## Requirement
Extract each line holding the word "that" from the entries.

## Recorded data
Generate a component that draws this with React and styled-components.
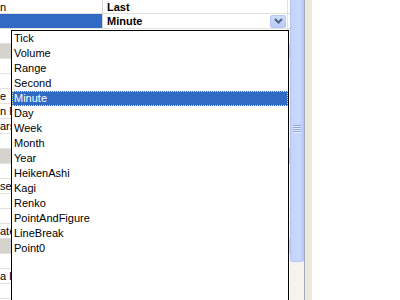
import React from "react";
import styled, { createGlobalStyle } from "styled-components";

const GlobalStyle = createGlobalStyle`
    body {
        margin: 0;
        overflow: hidden;
        background: #ffffff;
        font-family: "Liberation Sans", Arial, sans-serif;
        font-size: 11px;
    }
`;

const Page = styled.div`
    position: relative;
    width: 400px;
    height: 300px;
    display: flex;
    overflow: hidden;
    background: #ffffff;
`;

const Grid = styled.div`
    width: 290px;
    display: flex;
    flex-direction: column;
`;

const Row = styled.div`
    display: flex;
    height: ${(props) => (props.first ? "13px" : "14px")};
    border-bottom: 1px solid #e2e1dc;
    background: ${(props) => (props.category ? "#d6d3ce" : "#ffffff")};
    flex-shrink: 0;
`;

const NameCell = styled.div`
    width: 102px;
    border-right: 1px solid #d6d3ce;
    background: ${(props) => (props.selected ? "#316ac5" : "transparent")};
    color: ${(props) => (props.selected ? "#ffffff" : "#000000")};
    line-height: 14px;
`;

// the list covers the name column from x 11, so only its first pixels show
const NameText = styled.span`
    display: block;
    width: 11px;
    white-space: nowrap;
    overflow: hidden;
`;

const ValueCell = styled.div`
    width: 185px;
    border-right: 1px solid #e2e1dc;
    display: flex;
    align-items: center;
    padding-left: 4px;
    box-sizing: border-box;
    font-weight: bold;
    line-height: 14px;
`;

const ValueText = styled.span`
    flex: 1;
`;

const DropButton = styled.div`
    width: 16px;
    height: 13px;
    margin-right: 1px;
    box-sizing: border-box;
    border: 1px solid #b5c7f1;
    border-radius: 2px;
    background: linear-gradient(#cfdcfd, #b8cbf7);
    display: flex;
    align-items: center;
    justify-content: center;
`;

const ScrollTrack = styled.div`
    width: 14px;
    display: flex;
    flex-direction: column;
    background: #f4f3ee;
    border-right: 1px solid #a0a9bb;
`;

const Thumb = styled.div`
    height: 262px;
    box-sizing: border-box;
    border: 1px solid #b3c6f3;
    border-top: none;
    border-radius: 0 0 3px 3px;
    background: linear-gradient(to right, #c3d3fd, #c9d8fd 70%, #b9cbf6);
    display: flex;
    align-items: center;
    justify-content: center;
`;

const Grip = styled.div`
    width: 8px;
    display: flex;
    flex-direction: column;
    gap: 1px;
    margin-bottom: 4px;
`;

const GripLine = styled.div`
    height: 1px;
    background: #8ea3d8;
    box-shadow: 0 1px 0 #e6eeff;
`;

const Frame = styled.div`
    width: 7px;
    background: #ece9d8;
`;

const DropList = styled.div`
    position: absolute;
    left: 11px;
    top: 30px;
    width: 278px;
    height: 290px;
    box-sizing: border-box;
    border: 1px solid #000000;
    background: #ffffff;
    display: flex;
    flex-direction: column;
`;

const Item = styled.div`
    height: 15px;
    line-height: 15px;
    padding-left: 2px;
    box-sizing: border-box;
    color: ${(props) => (props.selected ? "#ffffff" : "#000000")};
    background: ${(props) => (props.selected ? "#316ac5" : "transparent")};
    outline: ${(props) => (props.selected ? "1px dotted #f0e68c" : "none")};
    outline-offset: -1px;
`;

const rows = [
    { name: "n", value: "Last", first: true },
    { name: "", value: "Minute", selected: true, button: true },
    { name: "" },
    { name: "", category: true },
    { name: "" },
    { name: "" },
    { name: "e" },
    { name: "n B" },
    { name: "ars" },
    { name: "" },
    { name: "", category: true },
    { name: "" },
    { name: "se" },
    { name: "" },
    { name: "" },
    { name: "ate" },
    { name: "", category: true },
    { name: "" },
    { name: "a l" },
    { name: "" },
];

const items = [
    "Tick", "Volume", "Range", "Second", "Minute", "Day", "Week", "Month",
    "Year", "HeikenAshi", "Kagi", "Renko", "PointAndFigure", "LineBreak", "Point0",
];

function Chevron() {
    return (
        <svg width="9" height="6" viewBox="0 0 9 6">
            <polyline points="1,1 4.5,4.5 8,1" fill="none" stroke="#4d6185" strokeWidth="2" />
        </svg>
    );
}

function App() {
    return (
        <Page>
            <GlobalStyle />
            <Grid>
                {rows.map((row, i) => (
                    <Row key={i} first={row.first} category={row.category}>
                        <NameCell selected={row.selected}>
                            {row.name && <NameText>{row.name}</NameText>}
                        </NameCell>
                        {!row.category && (
                            <ValueCell>
                                <ValueText>{row.value}</ValueText>
                                {row.button && (
                                    <DropButton>
                                        <Chevron />
                                    </DropButton>
                                )}
                            </ValueCell>
                        )}
                    </Row>
                ))}
            </Grid>
            <ScrollTrack>
                <Thumb>
                    <Grip>
                        <GripLine />
                        <GripLine />
                        <GripLine />
                        <GripLine />
                    </Grip>
                </Thumb>
            </ScrollTrack>
            <Frame />
            <DropList>
                {items.map((item) => (
                    <Item key={item} selected={item === "Minute"}>{item}</Item>
                ))}
            </DropList>
        </Page>
    );
}

export default App;
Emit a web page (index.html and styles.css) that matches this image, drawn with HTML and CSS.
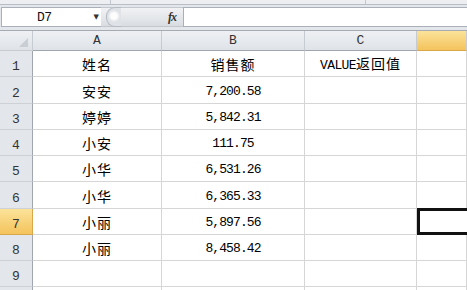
FILE: index.html
```html
<!DOCTYPE html>
<html>
<head>
  <meta charset="utf-8">
  <title>销售额 - 工作表</title>
  <link rel="stylesheet" href="styles.css">
</head>
<body>

<div class="ribbon-edge">
  <span class="edge-gap"></span>
  <span class="edge-gap wide"></span>
</div>

<div class="formula-row">
  <div class="name-box">
    <span class="cell-ref">D7</span>
    <span class="drop">&#9660;</span>
  </div>
  <div class="fx-area">
    <span class="grip"></span>
    <span class="fx">fx</span>
  </div>
  <div class="formula-input"></div>
</div>

<div class="sheet">
  <div class="hdr corner"><span class="corner-mark"></span></div>
  <div class="hdr col">A</div>
  <div class="hdr col">B</div>
  <div class="hdr col">C</div>
  <div class="hdr col active"></div>

  <div class="hdr row">1</div>
  <div class="cell cn">姓名</div>
  <div class="cell cn">销售额</div>
  <div class="cell">VALUE<span class="cn">返回值</span></div>
  <div class="cell"></div>

  <div class="hdr row">2</div>
  <div class="cell cn">安安</div>
  <div class="cell num">7,200.58</div>
  <div class="cell"></div>
  <div class="cell"></div>

  <div class="hdr row">3</div>
  <div class="cell cn">婷婷</div>
  <div class="cell num">5,842.31</div>
  <div class="cell"></div>
  <div class="cell"></div>

  <div class="hdr row">4</div>
  <div class="cell cn">小安</div>
  <div class="cell num">111.75</div>
  <div class="cell"></div>
  <div class="cell"></div>

  <div class="hdr row">5</div>
  <div class="cell cn">小华</div>
  <div class="cell num">6,531.26</div>
  <div class="cell"></div>
  <div class="cell"></div>

  <div class="hdr row">6</div>
  <div class="cell cn">小华</div>
  <div class="cell num">6,365.33</div>
  <div class="cell"></div>
  <div class="cell"></div>

  <div class="hdr row active">7</div>
  <div class="cell cn">小丽</div>
  <div class="cell num">5,897.56</div>
  <div class="cell"></div>
  <div class="cell selected"></div>

  <div class="hdr row">8</div>
  <div class="cell cn">小丽</div>
  <div class="cell num">8,458.42</div>
  <div class="cell"></div>
  <div class="cell"></div>

  <div class="hdr row">9</div>
  <div class="cell"></div>
  <div class="cell"></div>
  <div class="cell"></div>
  <div class="cell"></div>

  <!-- row 10 is only peeking in at the bottom -->
  <div class="hdr row"></div>
  <div class="cell"></div>
  <div class="cell"></div>
  <div class="cell"></div>
  <div class="cell"></div>
</div>

</body>
</html>
```

FILE: styles.css
```css
body {
  margin: 0;
  background: #e3e7ec;
  font-family: "Liberation Mono", "Noto Sans CJK SC", monospace;
  overflow: hidden;
}

/* strip left over from the ribbon */
.ribbon-edge {
  height: 4px;
  background: #eceef1;
  border-bottom: 1px solid #b9bec6;
  position: relative;
}

.edge-gap {
  position: absolute;
  top: 0;
  left: 110px;
  width: 1px;
  height: 4px;
  background: #c3c8cf;
}

.edge-gap.wide {
  left: 365px;
}

.formula-row {
  display: flex;
  height: 20px;
  padding: 2px 0 2px 0;
  margin-bottom: 1px;
}

.name-box {
  width: 100px;
  margin-left: 1px;
  background: #fff;
  border: 1px solid #a9b0b9;
  border-right: none;
  display: flex;
  align-items: center;
  box-sizing: border-box;
}

.cell-ref {
  margin-left: 35px;
  font-size: 13px;
  letter-spacing: -0.5px;
  color: #111;
}

.drop {
  margin-left: auto;
  margin-right: 2px;
  font-size: 7px;
  color: #333;
  font-family: "DejaVu Sans", sans-serif;
}

.fx-area {
  width: 82px;
  display: flex;
  align-items: center;
  background: linear-gradient(#f1f2f4, #d9dde2);
  border-top: 1px solid #c2c7ce;
  border-bottom: 1px solid #c2c7ce;
  box-sizing: border-box;
}

.grip {
  width: 14px;
  height: 18px;
  margin-left: 5px;
  border-radius: 9px 0 0 9px;
  border: 1px solid #b5bbc3;
  border-right: none;
  background: radial-gradient(circle at 7px 8px, #fdfdfd 3px, #dfe2e6 6px);
}

.fx {
  margin-left: auto;
  margin-right: 7px;
  font-family: "Liberation Serif", serif;
  font-style: italic;
  font-weight: bold;
  font-size: 12px;
  letter-spacing: -1px;
  color: #333;
}

.formula-input {
  flex: 1;
  background: #fff;
  border: 1px solid #a9b0b9;
  border-right: none;
}

.sheet {
  display: grid;
  grid-template-columns: 33px 129px 143px 112px 1fr;
  grid-template-rows: 20px repeat(10, 26.25px);
  background: #fff;
  border-top: 1px solid #a5abb3;
}

.hdr {
  background: linear-gradient(#eef0f3, #dfe3e8);
  border-right: 1px solid #c6cbd2;
  border-bottom: 1px solid #c6cbd2;
  color: #333;
  font-size: 13px;
  display: flex;
  justify-content: center;
  box-sizing: border-box;
}

.hdr.col {
  align-items: center;
  border-bottom-color: #9fa6af;
}

.hdr.row {
  align-items: flex-end;
  padding-bottom: 2px;
  border-right-color: #9fa6af;
  background: #e3e6ea;
  border-bottom-color: #cdd1d6;
}

.hdr.active {
  background: linear-gradient(#fbe39a, #f4c35c);
  border-bottom-color: #d8a74a;
}

.hdr.row.active {
  border-right-color: #d8a74a;
}

.corner {
  position: relative;
}

.corner-mark {
  position: absolute;
  right: 4px;
  bottom: 3px;
  width: 0;
  height: 0;
  border-left: 9px solid transparent;
  border-bottom: 9px solid #c9ced5;
}

.cell {
  border-right: 1px solid #d6d6d6;
  border-bottom: 1px solid #d6d6d6;
  display: flex;
  justify-content: center;
  align-items: flex-end;
  padding-bottom: 3px;
  font-size: 13px;
  letter-spacing: -0.6px;
  color: #000;
  box-sizing: border-box;
  position: relative;
}

.cn {
  font-family: "Noto Sans CJK SC", sans-serif;
  font-size: 14px;
  letter-spacing: 1px;
  line-height: 20px;
}

.cell.cn {
  padding-bottom: 2px;
}

.num {
  padding-bottom: 4px;
  letter-spacing: -0.9px;
}

.cell.selected {
  border: 3px solid #111;
  border-right: none;
  margin-top: -1px;
  height: calc(100% + 1px);
}
```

## The solution
Generate a component that draws this with React and styled-components.
Emit a web page (index.html and styles.css) that matches this image, drawn with HTML and CSS.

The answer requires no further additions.